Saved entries
= = =
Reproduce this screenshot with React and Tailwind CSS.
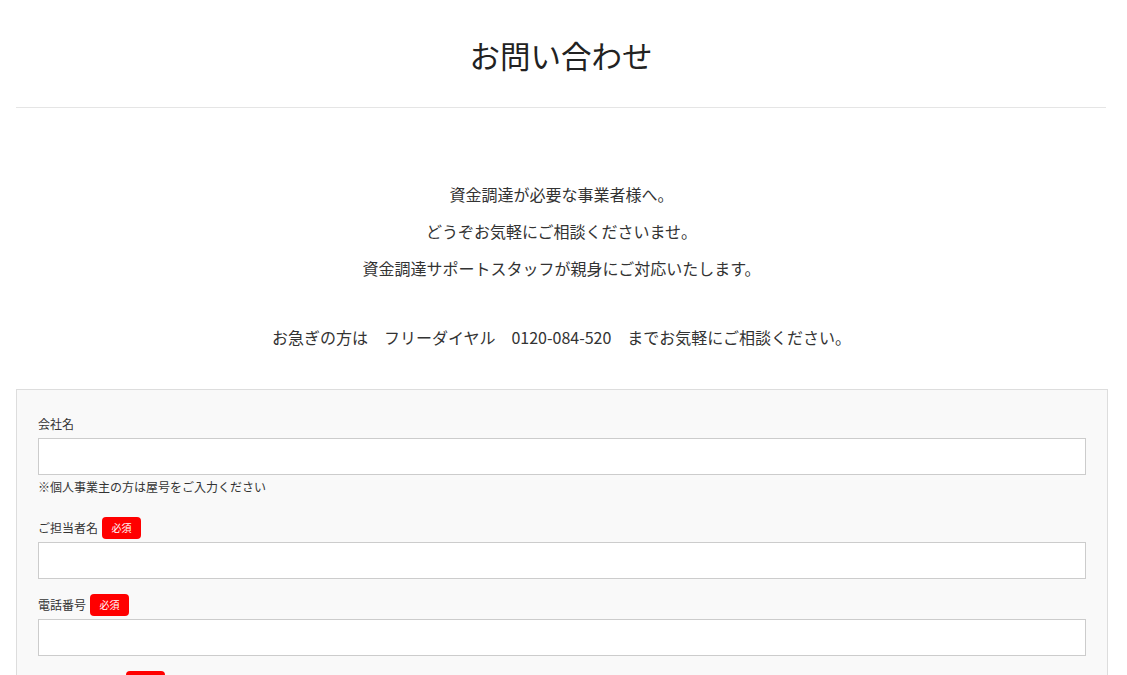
import React from 'react'

const Badge = () => (
  <span className="ml-[4px] inline-flex h-[22px] w-[39px] items-center justify-center rounded-[4px] bg-[#ff0000] text-[10px] leading-none text-white">
    必須
  </span>
)

const Field = ({ label, required, note }) => (
  <div className="mb-[15px]">
    <div className="flex h-[22px] items-center text-[12px] text-[#333]">
      {label}
      {required && <Badge />}
    </div>
    <input
      type="text"
      className="mt-[3px] block h-[37px] w-full border border-[#ccc] bg-white px-2 text-[14px] outline-none"
    />
    {note && (
      <div className="mt-[3px] text-[12px] leading-[18px] text-[#333]">{note}</div>
    )}
  </div>
)

export default function App() {
  return (
    <div
      className="min-h-screen bg-white text-[#333]"
      style={{ fontFamily: '"Noto Sans CJK JP", "Noto Sans", sans-serif' }}
    >
      {/* header */}
      <div className="ml-4 mr-[21px] border-b border-[#e5e5e5] pt-[33px] pb-[29px] text-center">
        <h1 className="text-[30.5px] leading-[45px] text-[#222]">お問い合わせ</h1>
      </div>

      {/* intro */}
      <div className="mr-[4px] pt-[68px] text-center text-[16px] leading-[37px] text-[#333]">
        <p>資金調達が必要な事業者様へ。</p>
        <p>どうぞお気軽にご相談くださいませ。</p>
        <p>資金調達サポートスタッフが親身にご対応いたします。</p>
        <p className="mt-[32px]">
          お急ぎの方は　フリーダイヤル　0120-084-520　までお気軽にご相談ください。
        </p>
      </div>

      {/* form */}
      <div className="ml-4 mr-[19px] mt-[33px] border border-[#ddd] bg-[#f9f9f9] px-[21px] pt-[23px] pb-4">
        <Field label="会社名" note="※個人事業主の方は屋号をご入力ください" />
        <div className="h-[6px]" />
        <Field label="ご担当者名" required />
        <Field label="電話番号" required />
        <Field label="メールアドレス" required />
      </div>
    </div>
  )
}
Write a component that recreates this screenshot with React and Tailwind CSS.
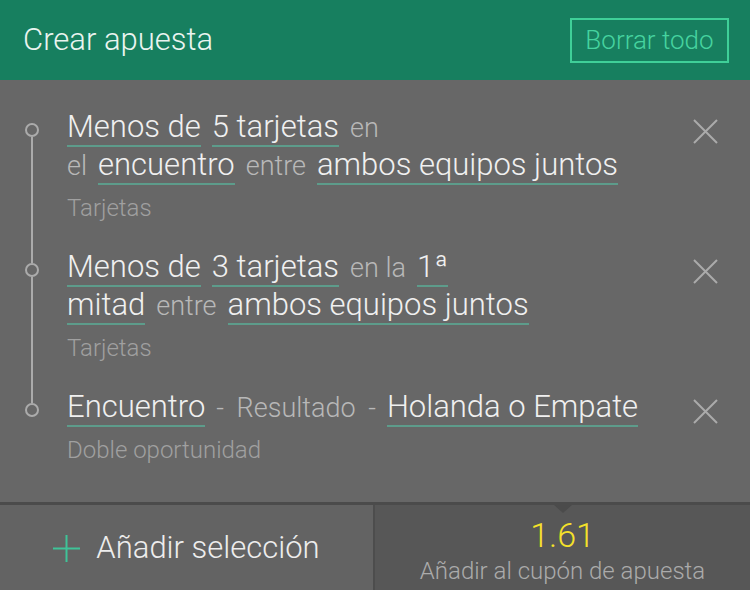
import React from "react";

const F = { fontFamily: "Roboto, 'Liberation Sans', sans-serif" };

function Hi({ children }) {
  return (
    <span className="text-[31px] font-light leading-[36px] text-[#f0f0f0] border-b-2 border-[#5d9c8b] whitespace-nowrap">
      {children}
    </span>
  );
}
function Lo({ children, wide }) {
  return (
    <span className={"text-[27px] font-light leading-[36px] text-[#b8b8b8] whitespace-pre " + (wide ? "[word-spacing:6px]" : "")}>
      {children}
    </span>
  );
}
function Line({ children }) {
  return <div className="flex items-baseline gap-[11px] h-[38px]">{children}</div>;
}

function XIcon() {
  return (
    <svg width="25" height="25" viewBox="0 0 25 25" className="block">
      <path d="M1 1 L24 24 M24 1 L1 24" stroke="#ababab" strokeWidth="2" fill="none" />
    </svg>
  );
}

function Item({ first, last, lines, label, pb }) {
  return (
    <div className="flex">
      <div className="w-[67px] flex flex-col items-start pl-[25px] shrink-0">
        <div className={"ml-[6px] w-[2px] h-[14px] " + (first ? "" : "bg-[#ababab]")} />
        <div className="w-[14px] h-[14px] rounded-full border-2 border-[#ababab]" />
        <div className={"ml-[6px] w-[2px] flex-1 " + (last ? "" : "bg-[#ababab]")} />
      </div>
      <div className={"flex-1 " + pb}>
        {lines.map((l, i) => (
          <Line key={i}>{l}</Line>
        ))}
        <div className="mt-[9px] text-[24px] font-light leading-[28px] text-[#a0a0a0]">{label}</div>
      </div>
      <div className="pt-[10px] pr-[32px]">
        <XIcon />
      </div>
    </div>
  );
}

export default function App() {
  return (
    <div style={F} className="w-[750px] h-[590px] flex flex-col bg-[#676767] overflow-hidden">
      <div className="h-[80px] bg-[#177f5f] flex items-center justify-between pl-[23px] pr-[21px] shrink-0">
        <div className="text-[31px] font-light text-[#eaf4f0]">Crear apuesta</div>
        <div className="w-[159px] h-[45px] border-2 border-[#3fcf98] flex items-center justify-center text-[26px] font-light text-[#46d39f]">
          Borrar todo
        </div>
      </div>
      <div className="flex-1 pt-[29px]">
        <Item
          first
          pb="pb-[27px]"
          label="Tarjetas"
          lines={[
            [<Hi key="a">Menos de</Hi>, <Hi key="b">5 tarjetas</Hi>, <Lo key="c">en</Lo>],
            [<Lo key="a">el</Lo>, <Hi key="b">encuentro</Hi>, <Lo key="c">entre</Lo>, <Hi key="d">ambos equipos juntos</Hi>],
          ]}
        />
        <Item
          pb="pb-[27px]"
          label="Tarjetas"
          lines={[
            [<Hi key="a">Menos de</Hi>, <Hi key="b">3 tarjetas</Hi>, <Lo key="c">en la</Lo>, <Hi key="d">1ª</Hi>],
            [<Hi key="a">mitad</Hi>, <Lo key="c">entre</Lo>, <Hi key="d">ambos equipos juntos</Hi>],
          ]}
        />
        <Item
          last
          pb="pb-[20px]"
          label="Doble oportunidad"
          lines={[
            [<Hi key="a">Encuentro</Hi>, <Lo key="c" wide>- Resultado -</Lo>, <Hi key="d">Holanda o Empate</Hi>],
          ]}
        />
      </div>
      <div className="h-[88px] border-t-[3px] border-[#4b4b4b] flex shrink-0">
        <div className="w-[373px] bg-[#636363] flex items-center justify-center gap-[16px] pt-[2px]">
          <svg width="27" height="27" viewBox="0 0 27 27" className="block">
            <path d="M13.5 0 V27 M0 13.5 H27" stroke="#3fc398" strokeWidth="2" fill="none" />
          </svg>
          <span className="text-[31px] font-light text-[#ededed]">Añadir selección</span>
        </div>
        <div className="flex-1 relative bg-[#575757] border-l-2 border-[#4d4d4d] flex flex-col items-center pt-[12px]">
          <div className="absolute top-0 left-1/2 -translate-x-1/2 w-0 h-0 border-l-[9px] border-r-[9px] border-t-[8px] border-l-transparent border-r-transparent border-t-[#4b4b4b]" />
          <div className="text-[34px] font-light leading-[36px] text-[#f5e12a]">1.61</div>
          <div className="mt-[4px] text-[24px] font-light leading-[28px] text-[#ababab]">Añadir al cupón de apuesta</div>
        </div>
      </div>
    </div>
  );
}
= = =
Quote the records above in full, dropping each picture.

Reproduce this screenshot with React and Tailwind CSS.
import React from 'react'

const Badge = () => (
  <span className="ml-[4px] inline-flex h-[22px] w-[39px] items-center justify-center rounded-[4px] bg-[#ff0000] text-[10px] leading-none text-white">
    必須
  </span>
)

const Field = ({ label, required, note }) => (
  <div className="mb-[15px]">
    <div className="flex h-[22px] items-center text-[12px] text-[#333]">
      {label}
      {required && <Badge />}
    </div>
    <input
      type="text"
      className="mt-[3px] block h-[37px] w-full border border-[#ccc] bg-white px-2 text-[14px] outline-none"
    />
    {note && (
      <div className="mt-[3px] text-[12px] leading-[18px] text-[#333]">{note}</div>
    )}
  </div>
)

export default function App() {
  return (
    <div
      className="min-h-screen bg-white text-[#333]"
      style={{ fontFamily: '"Noto Sans CJK JP", "Noto Sans", sans-serif' }}
    >
      {/* header */}
      <div className="ml-4 mr-[21px] border-b border-[#e5e5e5] pt-[33px] pb-[29px] text-center">
        <h1 className="text-[30.5px] leading-[45px] text-[#222]">お問い合わせ</h1>
      </div>

      {/* intro */}
      <div className="mr-[4px] pt-[68px] text-center text-[16px] leading-[37px] text-[#333]">
        <p>資金調達が必要な事業者様へ。</p>
        <p>どうぞお気軽にご相談くださいませ。</p>
        <p>資金調達サポートスタッフが親身にご対応いたします。</p>
        <p className="mt-[32px]">
          お急ぎの方は　フリーダイヤル　0120-084-520　までお気軽にご相談ください。
        </p>
      </div>

      {/* form */}
      <div className="ml-4 mr-[19px] mt-[33px] border border-[#ddd] bg-[#f9f9f9] px-[21px] pt-[23px] pb-4">
        <Field label="会社名" note="※個人事業主の方は屋号をご入力ください" />
        <div className="h-[6px]" />
        <Field label="ご担当者名" required />
        <Field label="電話番号" required />
        <Field label="メールアドレス" required />
      </div>
    </div>
  )
}
Write a component that recreates this screenshot with React and Tailwind CSS.
import React from "react";

const F = { fontFamily: "Roboto, 'Liberation Sans', sans-serif" };

function Hi({ children }) {
  return (
    <span className="text-[31px] font-light leading-[36px] text-[#f0f0f0] border-b-2 border-[#5d9c8b] whitespace-nowrap">
      {children}
    </span>
  );
}
function Lo({ children, wide }) {
  return (
    <span className={"text-[27px] font-light leading-[36px] text-[#b8b8b8] whitespace-pre " + (wide ? "[word-spacing:6px]" : "")}>
      {children}
    </span>
  );
}
function Line({ children }) {
  return <div className="flex items-baseline gap-[11px] h-[38px]">{children}</div>;
}

function XIcon() {
  return (
    <svg width="25" height="25" viewBox="0 0 25 25" className="block">
      <path d="M1 1 L24 24 M24 1 L1 24" stroke="#ababab" strokeWidth="2" fill="none" />
    </svg>
  );
}

function Item({ first, last, lines, label, pb }) {
  return (
    <div className="flex">
      <div className="w-[67px] flex flex-col items-start pl-[25px] shrink-0">
        <div className={"ml-[6px] w-[2px] h-[14px] " + (first ? "" : "bg-[#ababab]")} />
        <div className="w-[14px] h-[14px] rounded-full border-2 border-[#ababab]" />
        <div className={"ml-[6px] w-[2px] flex-1 " + (last ? "" : "bg-[#ababab]")} />
      </div>
      <div className={"flex-1 " + pb}>
        {lines.map((l, i) => (
          <Line key={i}>{l}</Line>
        ))}
        <div className="mt-[9px] text-[24px] font-light leading-[28px] text-[#a0a0a0]">{label}</div>
      </div>
      <div className="pt-[10px] pr-[32px]">
        <XIcon />
      </div>
    </div>
  );
}

export default function App() {
  return (
    <div style={F} className="w-[750px] h-[590px] flex flex-col bg-[#676767] overflow-hidden">
      <div className="h-[80px] bg-[#177f5f] flex items-center justify-between pl-[23px] pr-[21px] shrink-0">
        <div className="text-[31px] font-light text-[#eaf4f0]">Crear apuesta</div>
        <div className="w-[159px] h-[45px] border-2 border-[#3fcf98] flex items-center justify-center text-[26px] font-light text-[#46d39f]">
          Borrar todo
        </div>
      </div>
      <div className="flex-1 pt-[29px]">
        <Item
          first
          pb="pb-[27px]"
          label="Tarjetas"
          lines={[
            [<Hi key="a">Menos de</Hi>, <Hi key="b">5 tarjetas</Hi>, <Lo key="c">en</Lo>],
            [<Lo key="a">el</Lo>, <Hi key="b">encuentro</Hi>, <Lo key="c">entre</Lo>, <Hi key="d">ambos equipos juntos</Hi>],
          ]}
        />
        <Item
          pb="pb-[27px]"
          label="Tarjetas"
          lines={[
            [<Hi key="a">Menos de</Hi>, <Hi key="b">3 tarjetas</Hi>, <Lo key="c">en la</Lo>, <Hi key="d">1ª</Hi>],
            [<Hi key="a">mitad</Hi>, <Lo key="c">entre</Lo>, <Hi key="d">ambos equipos juntos</Hi>],
          ]}
        />
        <Item
          last
          pb="pb-[20px]"
          label="Doble oportunidad"
          lines={[
            [<Hi key="a">Encuentro</Hi>, <Lo key="c" wide>- Resultado -</Lo>, <Hi key="d">Holanda o Empate</Hi>],
          ]}
        />
      </div>
      <div className="h-[88px] border-t-[3px] border-[#4b4b4b] flex shrink-0">
        <div className="w-[373px] bg-[#636363] flex items-center justify-center gap-[16px] pt-[2px]">
          <svg width="27" height="27" viewBox="0 0 27 27" className="block">
            <path d="M13.5 0 V27 M0 13.5 H27" stroke="#3fc398" strokeWidth="2" fill="none" />
          </svg>
          <span className="text-[31px] font-light text-[#ededed]">Añadir selección</span>
        </div>
        <div className="flex-1 relative bg-[#575757] border-l-2 border-[#4d4d4d] flex flex-col items-center pt-[12px]">
          <div className="absolute top-0 left-1/2 -translate-x-1/2 w-0 h-0 border-l-[9px] border-r-[9px] border-t-[8px] border-l-transparent border-r-transparent border-t-[#4b4b4b]" />
          <div className="text-[34px] font-light leading-[36px] text-[#f5e12a]">1.61</div>
          <div className="mt-[4px] text-[24px] font-light leading-[28px] text-[#ababab]">Añadir al cupón de apuesta</div>
        </div>
      </div>
    </div>
  );
}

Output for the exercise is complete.